Bei dem durch die EU geförderten Projekt ICARE führt man bereits seit 1996 Feldversuche mit multifunktionellen Chipkarten aus. In Venedig bspw. wurden Bootsanlegestellen mit Lesegeräten ausgestattet, deren Tickets dann auch als Eintrittskarten für Museen, Hotels oder als Parkticket genutzt werden können.

Kontaktloser Zahlungsverkehr

Hierbei unterscheidet man zwischen geschlossenen und offenen Zahlungsverkehrsystemen.

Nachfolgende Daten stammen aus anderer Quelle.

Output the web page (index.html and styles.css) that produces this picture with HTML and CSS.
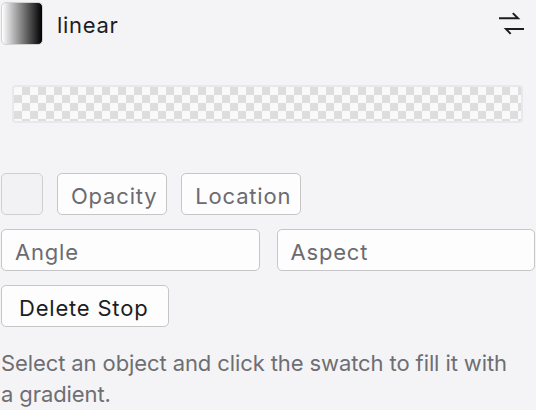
FILE: index.html
```html
<!DOCTYPE html>
<html>
<head>
<meta charset="utf-8">
<link rel="stylesheet" href="styles.css">
</head>
<body>
<div class="panel">
  <div class="header">
    <div class="swatch"></div>
    <span class="type">linear</span>
    <svg class="swap" width="26" height="24" viewBox="0 0 26 24">
      <path d="M2 7.3 H20 L15.5 2.8" fill="none" stroke="#1d1d1f" stroke-width="2" stroke-linecap="square" stroke-linejoin="miter"/>
      <path d="M25 18 H8 L12 22.2" fill="none" stroke="#1d1d1f" stroke-width="2" stroke-linecap="square" stroke-linejoin="miter"/>
    </svg>
  </div>
  <div class="strip-wrap"><div class="strip"></div></div>
  <div class="row">
    <div class="stop"></div>
    <button class="btn muted">Opacity</button>
    <button class="btn muted">Location</button>
  </div>
  <div class="row inputs">
    <div class="field">Angle</div>
    <div class="field">Aspect</div>
  </div>
  <div class="row">
    <button class="btn wide">Delete Stop</button>
  </div>
  <p class="hint">Select an object and click the swatch to fill it with a gradient.</p>
</div>
</body>
</html>
```
FILE: styles.css
```css
html, body {
  margin: 0;
  background: #f4f4f6;
}
body {
  font-family: Inter, "Noto Sans", sans-serif;
  width: 536px;
  height: 410px;
  overflow: hidden;
}
.panel {
  padding: 2px 1px 0 1px;
  display: flex;
  flex-direction: column;
}
.header {
  display: flex;
  align-items: center;
  height: 43px;
}
.swatch {
  width: 40px;
  height: 41px;
  border: 1px solid #d2d2d4;
  border-radius: 5px;
  background: linear-gradient(to right, #ffffff 0%, #000000 100%);
}
.type {
  margin-left: 14px;
  margin-top: 2px;
  font-size: 22px;
  letter-spacing: 0.7px;
  color: #1d1d1f;
  flex: 1;
}
.swap {
  margin-right: 11px;
  margin-top: -1px;
}
.strip-wrap {
  padding: 40px 12px 0 11px;
}
.strip {
  height: 34px;
  border: 2px solid #e8e8ea;
  border-radius: 4px;
  background-color: #f9f9f9;
  background-image:
    linear-gradient(45deg, #dddddd 25%, transparent 25%, transparent 75%, #dddddd 75%),
    linear-gradient(45deg, #dddddd 25%, transparent 25%, transparent 75%, #dddddd 75%);
  background-size: 16px 16px;
  background-position: 0 0, 8px 8px;
}
.row {
  display: flex;
  gap: 14px;
  margin-top: 14px;
}
.strip-wrap + .row {
  margin-top: 50px;
}
.stop {
  width: 40px;
  height: 40px;
  border: 1px solid #cfcfd1;
  border-radius: 5px;
  background: #f2f2f4;
}
.btn {
  font-family: inherit;
  font-size: 22px;
  letter-spacing: 0.8px;
  height: 42px;
  padding: 4px 9px 0 13px;
  border: 1px solid #c6c6c8;
  border-radius: 5px;
  background: #fdfdfe;
  color: #1d1d1f;
  line-height: 36px;
}
.btn.wide {
  padding: 4px 20px 0 17px;
}
.btn.muted {
  color: #6b6b70;
}
.inputs {
  gap: 17px;
}
.field {
  flex: 1;
  height: 36px;
  border: 1px solid #c6c6c8;
  border-radius: 5px;
  background: #fdfdfe;
  color: #6b6b70;
  font-size: 22px;
  letter-spacing: 0.8px;
  line-height: 36px;
  padding: 4px 0 0 13px;
}
.hint {
  margin: 21px 20px 0 0;
  font-size: 22px;
  letter-spacing: -0.1px;
  line-height: 31px;
  color: #6e6e73;
}
```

Geschlossene Systeme funktionieren nur innerhalb eines bestimmten Bereiches für einen bestimmten Anbieter. In den Mensen von Universitäten und modernen Fußballstadien wie Veltins-oder Allianz-Arena setzt man schon länger auf kontaktlose Chipkarten. Aber auch andere RFID-Systeme, z.B. die Armbänder in Freizeitbädern, finden hier Anwendung. In den meisten Fällen werden hierbei Prepaid – Systeme und einfache Speicherkarten eingesetzt.

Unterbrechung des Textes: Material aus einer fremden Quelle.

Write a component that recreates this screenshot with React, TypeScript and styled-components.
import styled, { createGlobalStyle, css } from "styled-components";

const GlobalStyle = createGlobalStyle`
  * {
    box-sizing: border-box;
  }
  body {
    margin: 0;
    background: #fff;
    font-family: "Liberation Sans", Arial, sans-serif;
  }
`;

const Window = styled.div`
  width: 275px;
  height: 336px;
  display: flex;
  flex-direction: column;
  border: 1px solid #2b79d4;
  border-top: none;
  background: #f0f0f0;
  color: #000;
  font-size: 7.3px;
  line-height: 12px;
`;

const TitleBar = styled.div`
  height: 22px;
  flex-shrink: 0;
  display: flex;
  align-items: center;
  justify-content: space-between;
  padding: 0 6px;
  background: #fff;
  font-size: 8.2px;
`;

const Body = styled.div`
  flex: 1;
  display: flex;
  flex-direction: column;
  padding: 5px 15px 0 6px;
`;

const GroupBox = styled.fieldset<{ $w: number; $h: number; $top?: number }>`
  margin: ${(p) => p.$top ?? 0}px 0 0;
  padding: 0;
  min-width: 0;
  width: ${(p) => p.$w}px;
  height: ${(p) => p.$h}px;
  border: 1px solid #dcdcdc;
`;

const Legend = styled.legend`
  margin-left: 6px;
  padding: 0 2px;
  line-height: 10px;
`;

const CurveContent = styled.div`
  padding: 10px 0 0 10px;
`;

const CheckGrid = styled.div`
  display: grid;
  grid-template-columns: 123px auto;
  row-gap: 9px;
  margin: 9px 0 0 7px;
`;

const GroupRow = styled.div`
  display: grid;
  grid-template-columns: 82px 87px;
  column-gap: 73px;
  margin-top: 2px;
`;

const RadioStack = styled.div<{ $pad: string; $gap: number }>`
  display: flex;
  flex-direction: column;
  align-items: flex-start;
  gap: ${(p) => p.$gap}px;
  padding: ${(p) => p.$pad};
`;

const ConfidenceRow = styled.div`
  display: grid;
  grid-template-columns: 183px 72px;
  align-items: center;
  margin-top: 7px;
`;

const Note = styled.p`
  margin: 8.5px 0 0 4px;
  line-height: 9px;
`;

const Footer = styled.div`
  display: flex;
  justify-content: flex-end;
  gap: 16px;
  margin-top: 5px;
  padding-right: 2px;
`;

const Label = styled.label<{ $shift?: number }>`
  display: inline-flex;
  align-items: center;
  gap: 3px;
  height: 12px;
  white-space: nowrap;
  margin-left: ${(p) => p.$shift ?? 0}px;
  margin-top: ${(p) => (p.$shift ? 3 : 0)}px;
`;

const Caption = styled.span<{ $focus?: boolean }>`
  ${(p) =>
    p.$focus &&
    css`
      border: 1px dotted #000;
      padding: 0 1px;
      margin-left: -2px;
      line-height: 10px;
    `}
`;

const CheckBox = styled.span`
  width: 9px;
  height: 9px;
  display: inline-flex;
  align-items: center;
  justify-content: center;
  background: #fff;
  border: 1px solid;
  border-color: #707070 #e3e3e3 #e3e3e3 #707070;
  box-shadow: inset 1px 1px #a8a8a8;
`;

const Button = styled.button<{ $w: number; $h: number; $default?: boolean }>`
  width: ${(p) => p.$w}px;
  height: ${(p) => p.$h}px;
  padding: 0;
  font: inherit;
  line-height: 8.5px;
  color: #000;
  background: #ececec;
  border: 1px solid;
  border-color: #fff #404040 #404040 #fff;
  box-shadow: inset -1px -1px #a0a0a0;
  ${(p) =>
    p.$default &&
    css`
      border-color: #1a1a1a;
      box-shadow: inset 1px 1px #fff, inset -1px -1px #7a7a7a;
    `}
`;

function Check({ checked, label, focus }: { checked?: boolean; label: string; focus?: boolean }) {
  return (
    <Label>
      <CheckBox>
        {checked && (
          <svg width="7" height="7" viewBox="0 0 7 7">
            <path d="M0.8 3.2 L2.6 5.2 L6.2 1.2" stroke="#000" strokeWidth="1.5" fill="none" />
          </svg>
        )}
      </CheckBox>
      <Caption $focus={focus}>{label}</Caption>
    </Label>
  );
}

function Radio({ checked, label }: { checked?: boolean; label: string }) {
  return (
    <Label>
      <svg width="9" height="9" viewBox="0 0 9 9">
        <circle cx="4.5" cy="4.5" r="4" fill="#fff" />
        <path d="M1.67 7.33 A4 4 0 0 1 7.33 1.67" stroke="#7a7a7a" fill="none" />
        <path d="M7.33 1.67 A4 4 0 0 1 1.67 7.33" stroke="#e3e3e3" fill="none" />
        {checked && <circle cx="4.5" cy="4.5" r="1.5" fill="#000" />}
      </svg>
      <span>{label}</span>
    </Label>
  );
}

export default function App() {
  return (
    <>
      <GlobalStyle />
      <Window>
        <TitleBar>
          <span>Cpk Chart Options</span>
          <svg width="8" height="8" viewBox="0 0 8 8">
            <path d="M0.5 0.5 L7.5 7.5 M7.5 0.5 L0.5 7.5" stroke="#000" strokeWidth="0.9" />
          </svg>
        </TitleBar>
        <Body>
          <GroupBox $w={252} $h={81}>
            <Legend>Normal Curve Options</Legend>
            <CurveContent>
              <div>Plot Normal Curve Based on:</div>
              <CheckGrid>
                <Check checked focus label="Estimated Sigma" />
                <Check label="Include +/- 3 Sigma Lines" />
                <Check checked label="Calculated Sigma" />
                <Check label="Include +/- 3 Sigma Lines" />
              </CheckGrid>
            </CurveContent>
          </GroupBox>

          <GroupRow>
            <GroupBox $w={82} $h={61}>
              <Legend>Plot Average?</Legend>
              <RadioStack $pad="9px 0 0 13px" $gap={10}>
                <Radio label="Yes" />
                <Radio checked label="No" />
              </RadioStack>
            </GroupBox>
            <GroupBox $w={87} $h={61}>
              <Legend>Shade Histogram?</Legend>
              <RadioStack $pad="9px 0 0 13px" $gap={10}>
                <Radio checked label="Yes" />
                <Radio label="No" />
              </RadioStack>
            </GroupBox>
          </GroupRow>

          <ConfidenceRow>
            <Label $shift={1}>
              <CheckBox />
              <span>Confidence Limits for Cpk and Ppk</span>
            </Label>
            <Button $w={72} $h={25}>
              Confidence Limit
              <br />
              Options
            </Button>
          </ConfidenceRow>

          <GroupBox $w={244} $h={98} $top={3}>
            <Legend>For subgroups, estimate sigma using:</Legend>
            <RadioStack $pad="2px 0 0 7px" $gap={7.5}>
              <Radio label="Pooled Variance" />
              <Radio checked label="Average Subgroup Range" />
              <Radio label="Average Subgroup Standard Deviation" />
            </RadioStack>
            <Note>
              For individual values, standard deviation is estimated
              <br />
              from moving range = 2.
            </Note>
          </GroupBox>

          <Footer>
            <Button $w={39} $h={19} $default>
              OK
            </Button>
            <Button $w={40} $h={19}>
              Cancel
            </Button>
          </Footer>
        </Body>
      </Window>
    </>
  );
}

Bei offenen Systemen dienen die kontaktlosen Chipkarten als Bargeldersatz, sie basieren auf globalen Standards, wie die EMV – Spezifikation (Europay, Mastercard, Visa) und sind nahezu weltweit nutzbar.

Aufbau und Herstellung kontaktloser Chipkarten

Personalausweis und Elektronischer Reisepass

Der EU-Reisepass wurde bereits 2006 nach EU-Verordnung in allen Mitgliedsstaaten eingeführt. Er ist ein RFID-Transponder mit Mikroprozessor in Form einer dünnen Folie, die in herkömmliche Reisepässe integriert werden kann. Er speichert Namen, Geburtstag und Geschlecht, sowie ein Foto des Inhabers. Seit 2008 werden auch die Fingerabdrücke des Besitzers gespeichert.

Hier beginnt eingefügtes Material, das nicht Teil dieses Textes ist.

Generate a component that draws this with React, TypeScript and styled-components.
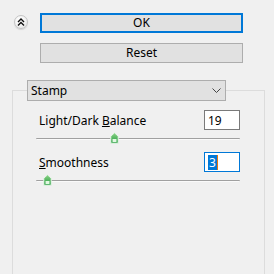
import styled, { createGlobalStyle } from "styled-components";

const GlobalStyle = createGlobalStyle`
  html, body {
    margin: 0;
    padding: 0;
    background: #f0f0f0;
  }
  body {
    font-family: "Noto Sans", "Open Sans", "Liberation Sans", sans-serif;
    font-size: 12px;
    color: #000;
  }
`;

const Panel = styled.div`
  width: 274px;
  height: 274px;
  overflow: hidden;
  background: #f0f0f0;
`;

const TopBar = styled.div`
  display: flex;
  align-items: flex-start;
  padding: 13px 0 0 14px;
  gap: 12px;
`;

const CollapseButton = styled.div`
  width: 14px;
  height: 14px;
  margin-top: 2px;
  border-radius: 50%;
  border: 1px solid #c4c4c4;
  background: radial-gradient(circle at 40% 35%, #ffffff 0%, #f2f2f2 55%, #dcdcdc 100%);
  box-shadow: 0 1px 1px rgba(0, 0, 0, 0.12);
  display: flex;
  align-items: center;
  justify-content: center;
  box-sizing: border-box;
`;

const ButtonColumn = styled.div`
  display: flex;
  flex-direction: column;
  gap: 10px;
  width: 203px;
`;

const PushButton = styled.div<{ $default?: boolean }>`
  height: 20px;
  box-sizing: border-box;
  background: #e1e1e1;
  border: ${({ $default }) => ($default ? "2px solid #0078d7" : "1px solid #adadad")};
  display: flex;
  align-items: center;
  justify-content: center;
  font-size: 12px;
  line-height: 1;
`;

const Group = styled.fieldset`
  margin: 17px 0 0 12px;
  width: 253px;
  height: 200px;
  box-sizing: border-box;
  border: 1px solid #dcdcdc;
  border-bottom: none;
  padding: 0 24px 0 14px;
`;

const Legend = styled.legend`
  padding: 0;
  margin: 0;
`;

const Dropdown = styled.div`
  width: 199px;
  height: 21px;
  box-sizing: border-box;
  background: #e1e1e1;
  border: 1px solid #adadad;
  display: flex;
  align-items: center;
  justify-content: space-between;
  padding: 0 4px 0 3px;
`;

const Content = styled.div`
  display: flex;
  flex-direction: column;
  padding: 9px 0 0 9px;
`;

const ParamRow = styled.div`
  display: flex;
  align-items: center;
  justify-content: space-between;
  height: 20px;
`;

const Label = styled.span`
  padding-left: 3px;
  font-size: 12px;
`;

const NumberBox = styled.div<{ $focused?: boolean }>`
  width: 36px;
  height: 20px;
  box-sizing: border-box;
  background: #fff;
  border: 1px solid ${({ $focused }) => ($focused ? "#0078d7" : "#7a7a7a")};
  display: flex;
  align-items: center;
  padding-left: 3px;
  font-size: 12px;
`;

const Selected = styled.span`
  background: #0078d7;
  color: #fff;
  line-height: 15px;
  padding: 0 1px;
`;

const Caret = styled.span`
  width: 1px;
  height: 15px;
  background: #e8760c;
`;

const SliderWrap = styled.div`
  position: relative;
  height: 16px;
  margin-bottom: 6px;
`;

const Track = styled.div`
  position: absolute;
  left: 0;
  right: 0;
  top: 8px;
  height: 1px;
  background: #a0a0a0;
  border-bottom: 1px solid #fafafa;
  border-radius: 1px;
`;

const Thumb = styled.svg`
  position: absolute;
  top: 2px;
`;

const SliderThumb = ({ left }: { left: number }) => (
  <Thumb width="9" height="12" viewBox="0 0 9 12" style={{ left: left - 4 }}>
    <defs>
      <linearGradient id="tg" x1="0" y1="0" x2="0" y2="1">
        <stop offset="0" stopColor="#8fd48a" />
        <stop offset="1" stopColor="#1f9a3a" />
      </linearGradient>
    </defs>
    <path d="M4.5 0.8 L8.2 4.2 L8.2 11.2 L0.8 11.2 L0.8 4.2 Z" fill="url(#tg)" stroke="#e8f5e8" strokeWidth="1" />
    <path d="M2.5 7 L6.5 7 L6.5 10 L2.5 10 Z" fill="#f4fff2" opacity="0.9" />
  </Thumb>
);

const Slider = ({ value }: { value: number }) => (
  <SliderWrap>
    <Track />
    <SliderThumb left={value} />
  </SliderWrap>
);

export default function App() {
  return (
    <Panel>
      <GlobalStyle />
      <TopBar>
        <CollapseButton>
          <svg width="8" height="8" viewBox="0 0 8 8">
            <path d="M1 4 L4 1 L7 4 M1 7.5 L4 4.5 L7 7.5" fill="none" stroke="#111" strokeWidth="1.4" />
          </svg>
        </CollapseButton>
        <ButtonColumn>
          <PushButton $default>OK</PushButton>
          <PushButton>Reset</PushButton>
        </ButtonColumn>
      </TopBar>
      <Group>
        <Legend>
          <Dropdown>
            <span>Stamp</span>
            <svg width="9" height="5" viewBox="0 0 9 5">
              <path d="M0.5 0.5 L4.5 4.5 L8.5 0.5" fill="none" stroke="#444" strokeWidth="1" />
            </svg>
          </Dropdown>
        </Legend>
        <Content>
          <ParamRow>
            <Label>
              Light/Dark <u>B</u>alance
            </Label>
            <NumberBox>19</NumberBox>
          </ParamRow>
          <Slider value={78} />
          <ParamRow>
            <Label>
              <u>S</u>moothness
            </Label>
            <NumberBox $focused>
              <Selected>3</Selected>
              <Caret />
            </NumberBox>
          </ParamRow>
          <Slider value={11} />
        </Content>
      </Group>
    </Panel>
  );
}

Der neue Personalausweis ist eine kontaktlose Chipkarte die alle aufgedruckten Daten, sowie das Lichtbild in höherer Auflösung speichert. Auf Wunsch lassen sich auch die Fingerabdrücke speichern und ein elektronischer Identitätsnachweis integrieren, mit dem man z.B. mit Hilfe eines Lesegerätes die sichere Identifikation in Online-Portalen ermöglicht. Über private Anbieter ist auch das Nachrüsten eines Zertifikates für digitale Unterschriften möglich.